#### Supplied material ####
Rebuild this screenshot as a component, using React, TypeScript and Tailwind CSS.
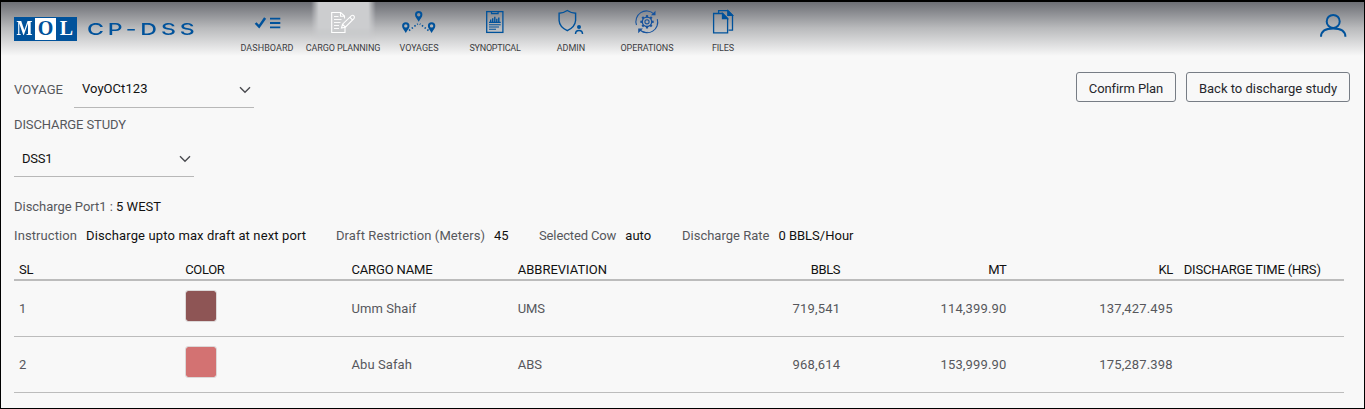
import type { ReactNode } from "react";

type NavItem = { label: string; track: string; box: string; icon: ReactNode; active?: boolean };

const gearTeeth = [0, 45, 90, 135, 180, 225, 270, 315];

function Pin({ x, y }: { x: number; y: number }) {
  return (
    <path
      transform={`translate(${x} ${y})`}
      fillRule="evenodd"
      d="M0 -3.6a3.7 3.7 0 0 1 3.7 3.7c0 2.3-2.2 4.2-3.7 7c-1.5-2.8-3.7-4.7-3.7-7a3.7 3.7 0 0 1 3.7-3.7ZM0 -1.6a1.7 1.7 0 1 0 0 3.4a1.7 1.7 0 0 0 0-3.4Z"
      fill="#00529b"
    />
  );
}

const nav: NavItem[] = [
  {
    label: "DASHBOARD",
    track: "tracking-[0.06px]",
    box: "229 2 76 38",
    icon: (
      <>
        <path d="M255.6 23l3.5 3.6l6-8.6" stroke="#00529b" strokeWidth="2.5" fill="none" />
        <path d="M270 18.7h10.3M270 23h10.3M270 27.3h10.3" stroke="#00529b" strokeWidth="1.8" />
      </>
    ),
  },
  {
    label: "CARGO PLANNING",
    track: "tracking-[-0.12px]",
    box: "305 2 76 38",
    active: true,
    icon: (
      <g stroke="#fff" fill="none" strokeWidth="1.1">
        <path d="M344.5 18.5v-2.5l-3.8-3.5h-9v20h13.3v-6.5M340.5 12.5v3.8h4" />
        <path d="M334 16.5h4.5M334 19.5h7.5M334 22.5h6.5M334 25.5h5M334 28.5h5" strokeWidth=".9" />
        <path d="M341.5 28l1-3.8l9-8.6q1.3-.8 2.4.3q1 1.2.2 2.4l-8.8 8.9ZM342.5 24.2l2.8 3M349.8 17.2l2.8 3" />
      </g>
    ),
  },
  {
    label: "VOYAGES",
    track: "tracking-normal",
    box: "381 2 76 38",
    icon: (
      <>
        <Pin x={418.7} y={14.6} />
        <Pin x={405.8} y={25.8} />
        <Pin x={431.6} y={25.8} />
        <path d="M409 30.5L417.8 23.8M428.5 30.5L419.8 23.8" stroke="#00529b" strokeWidth="1.6" strokeDasharray="1.5 1.9" />
      </>
    ),
  },
  {
    label: "SYNOPTICAL",
    track: "tracking-[-0.24px]",
    box: "457 2 76 38",
    icon: (
      <g stroke="#00529b" fill="none">
        <rect x="486.7" y="11.6" width="16.2" height="20.8" strokeWidth="1.3" />
        <path d="M491.5 11.5v2.2h6.6v-2.2" strokeWidth="1.2" />
        <path d="M490.7 22v-2.5M492.7 22v-3.8M494.8 22v-5.3M496.8 22v-3.3M498.8 22v-4.6" strokeWidth="1.4" />
        <path d="M489 22.4h11.7M489 24.7h11.7M489 27h10M489 29.3h7" strokeWidth="1.1" />
      </g>
    ),
  },
  {
    label: "ADMIN",
    track: "tracking-normal",
    box: "533 2 76 38",
    icon: (
      <g stroke="#00529b" fill="none">
        <path d="M567.3 10.5q4 2.6 8.3 2.7v7.3q-.5 6.5-8.3 10.2q-7.8-3.7-8.2-10.2v-7.3q4.2-.1 8.200-2.7Z" strokeWidth="1.4" />
        <circle cx="579" cy="26.9" r="2" fill="#00529b" stroke="none" />
        <path d="M575.5 34q0-3.500 3.500-3.500t3.500 3.500" strokeWidth="1.5" />
      </g>
    ),
  },
  {
    label: "OPERATIONS",
    track: "tracking-[-0.06px]",
    box: "609 2 76 38",
    icon: (
      <g stroke="#17539d" fill="none">
        <path d="M636.5 25A10.6 10.6 0 0 1 653.8 13.8M657.3 19.2A10.6 10.6 0 0 1 640 30" strokeWidth="1.1" />
        <path d="M643 31.800A10.600 10.600 0 0 0 647.500 32.400" strokeWidth="1.100" />
        <path d="M655.500 10.800v4.500h-4.600ZM638.200 33.200v-4.700h4.700Z" fill="#17539d" stroke="none" />
        <circle cx="647" cy="21.8" r="2.100" strokeWidth="1.1" />
        <circle cx="647" cy="21.8" r="4.700" strokeWidth="1.3" />
        {gearTeeth.map((a) => (
          <path key={a} d="M647 17.300v-2.200" strokeWidth="2.200" transform={`rotate(${a} 647 21.8)`} />
        ))}
      </g>
    ),
  },
  {
    label: "FILES",
    track: "tracking-[-0.15px]",
    box: "685 2 76 38",
    icon: (
      <g stroke="#00529b" fill="none" strokeWidth="1.3">
        <path d="M718.6 13v-2.3h9.200l4.700 4.600v14.900h-4" />
        <path d="M713.6 13.5h9l5 5v14.300h-14Z" />
        <path d="M722.5 13.5l5 5h-5ZM727.8 10.700l4.700 4.600h-4.700Z" fill="#00529b" />
      </g>
    ),
  },
];

function Header() {
  return (
    <header className="flex h-[54px] bg-linear-to-b from-[#6d6f75] via-[#b9babc] via-48% to-[#f8f8f8]">
      <div className="flex w-[228px] shrink-0 pt-[15px] pl-[13px]">
        <div className="flex h-6 w-[63px] items-center bg-[#00529b] font-['Liberation_Serif'] text-[20px] leading-[23px] font-bold text-white">
          <span className="flex h-full w-[21px] justify-center">
            <span className="inline-block origin-center scale-x-[0.85]">M</span>
          </span>
          <span className="my-px h-[22px] w-[21px] bg-white text-center leading-[21px] text-[#00529b]">O</span>
          <span className="h-full w-[21px] text-center">L</span>
        </div>
        <span className="ml-[10px] inline-block h-6 origin-left scale-x-[1.4] font-[Inter] text-[16.5px] leading-6 font-medium tracking-[2.8px] whitespace-nowrap text-[#00529b]">
          CP-DSS
        </span>
      </div>
      <nav className="flex">
        {nav.map((n) => (
          <div key={n.label} className="relative flex w-[76px] flex-col items-center">
            {n.active && (
              <div className="absolute top-0 left-[6px] h-[42px] w-[65px] bg-[#cccdcf] [mask-composite:intersect] [mask-image:linear-gradient(90deg,transparent,#000_12%,#000_88%,transparent),linear-gradient(#000_60%,transparent)]" />
            )}
            <svg viewBox={n.box} className="relative h-[38px] w-[76px] shrink-0">
              {n.icon}
            </svg>
            <span className={`relative text-[9px] leading-4 whitespace-nowrap text-[#3c3d42] ${n.track}`}>{n.label}</span>
          </div>
        ))}
      </nav>
      <svg viewBox="0 0 28 26" className="mt-[11px] mr-[17px] ml-auto h-[26px] w-7" fill="none" stroke="#00529b" strokeWidth="2">
        <circle cx="14.2" cy="8.4" r="6.500" />
        <path d="M2 23.700q0-8.300 12.200-8.300t12.200 8.300" />
      </svg>
    </header>
  );
}

function Select({ value, track }: { value: string; track: string }) {
  return (
    <div className="flex h-[37px] w-[180px] items-center justify-between border-b border-[#b8b8b8] pr-[3px] pl-2">
      <span className={`text-[#111] ${track}`}>{value}</span>
      <svg viewBox="0 0 12 8" className="mt-px h-2 w-3" fill="none" stroke="#4a4b50" strokeWidth="1.4">
        <path d="M1 1.300l5 5l5-5" />
      </svg>
    </div>
  );
}

const fields = [
  { label: "Instruction", lt: "tracking-[0.09px]", value: "Discharge upto max draft at next port", vt: "tracking-[0.13px]", w: "w-[322px]" },
  { label: "Draft Restriction (Meters)", lt: "tracking-[0.09px]", value: "45", vt: "tracking-[-0.1px]", w: "w-[203px]" },
  { label: "Selected Cow", lt: "tracking-[-0.13px]", value: "auto", vt: "tracking-[0.05px]", w: "w-[143px]" },
  { label: "Discharge Rate", lt: "tracking-normal", value: "0 BBLS/Hour", vt: "tracking-normal", w: "w-auto" },
];

const heads = [
  { t: "SL", c: "tracking-[-0.3px]" },
  { t: "COLOR", c: "tracking-[-0.35px]" },
  { t: "CARGO NAME", c: "tracking-[-0.16px]" },
  { t: "ABBREVIATION", c: "tracking-normal" },
  { t: "BBLS", c: "text-right tracking-[-0.35px]" },
  { t: "MT", c: "text-right tracking-[-0.3px]" },
  { t: "KL", c: "text-right tracking-[-0.4px]" },
  { t: "DISCHARGE TIME (HRS)", c: "pl-[6px] tracking-[-0.18px]" },
];

const rows = [
  { sl: 1, color: "bg-[#8e5555]", name: "Umm Shaif", abbr: "UMS", bbls: "719,541", mt: "114,399.90", kl: "137,427.495" },
  { sl: 2, color: "bg-[#d37272]", name: "Abu Safah", abbr: "ABS", bbls: "968,614", mt: "153,999.90", kl: "175,287.398" },
];

export default function App() {
  return (
    <div className="h-[409px] w-[1365px] overflow-hidden border border-t-2 border-black bg-[#f8f8f8] font-[Roboto,sans-serif] text-[13px] leading-5 text-[#56575c]">
      <Header />
      <main className="pr-[14px] pl-[13px]">
        <div className="flex h-[52px] items-start justify-between pt-[15px]">
          <div className="flex">
            <span className="mt-[9px] w-[60px] tracking-[0.04px]">VOYAGE</span>
            <Select value="VoyOCt123" track="tracking-[0.05px]" />
          </div>
          <div className="flex gap-[10px] pt-px text-[#26272c]">
            <button className="h-[30px] w-[100px] rounded-[3px] border border-[#777d85] pt-[3px] tracking-[-0.08px]">Confirm Plan</button>
            <button className="h-[30px] w-[164px] rounded-[3px] border border-[#777d85] pt-[3px]">Back to discharge study</button>
          </div>
        </div>
        <div className="mt-[7px] leading-5 tracking-[-0.11px]">DISCHARGE STUDY</div>
        <div className="mt-[5px]">
          <Select value="DSS1" track="tracking-[-0.2px] pt-[2px]" />
        </div>
        <div className="mt-5 tracking-[-0.03px]">
          Discharge Port1 : <span className="tracking-[0.02px] text-[#111]">5 WEST</span>
        </div>
        <div className="mt-[9px] flex">
          {fields.map((f) => (
            <div key={f.label} className={`flex gap-[9px] whitespace-nowrap ${f.w}`}>
              <span className={f.lt}>{f.label}</span>
              <span className={`text-[#111] ${f.vt}`}>{f.value}</span>
            </div>
          ))}
        </div>
        <div className="mt-[13px] w-[1330px]">
          <div className="grid h-[22px] grid-cols-8 border-b-2 border-[#bcbcbc] pt-px text-[#111]">
            {heads.map((h) => (
              <div key={h.t} className={`px-[5px] whitespace-nowrap ${h.c}`}>
                {h.t}
              </div>
            ))}
          </div>
          {rows.map((r) => (
            <div key={r.sl} className="grid h-14 grid-cols-8 items-center border-b border-[#bcbcbc] *:px-[5px]">
              <div>{r.sl}</div>
              <div>
                <div className={`-mt-[5px] size-[32px] rounded-[3px] border border-[#dcd8d8] bg-clip-padding ${r.color}`} />
              </div>
              <div className="tracking-[0.08px]">{r.name}</div>
              <div className="tracking-[-0.1px]">{r.abbr}</div>
              <div className="text-right tracking-[0.2px]">{r.bbls}</div>
              <div className="text-right tracking-[0.16px]">{r.mt}</div>
              <div className="text-right tracking-[0.16px]">{r.kl}</div>
              <div />
            </div>
          ))}
        </div>
      </main>
    </div>
  );
}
####
From the first line of the listing above, repeat every line through the one holding "const gearTeeth = [0, 45, 90, 135, 180, 225, 270, 315];". Both ends count, and pictures stay out.

Rebuild this screenshot as a component, using React, TypeScript and Tailwind CSS.
import type { ReactNode } from "react";

type NavItem = { label: string; track: string; box: string; icon: ReactNode; active?: boolean };

const gearTeeth = [0, 45, 90, 135, 180, 225, 270, 315];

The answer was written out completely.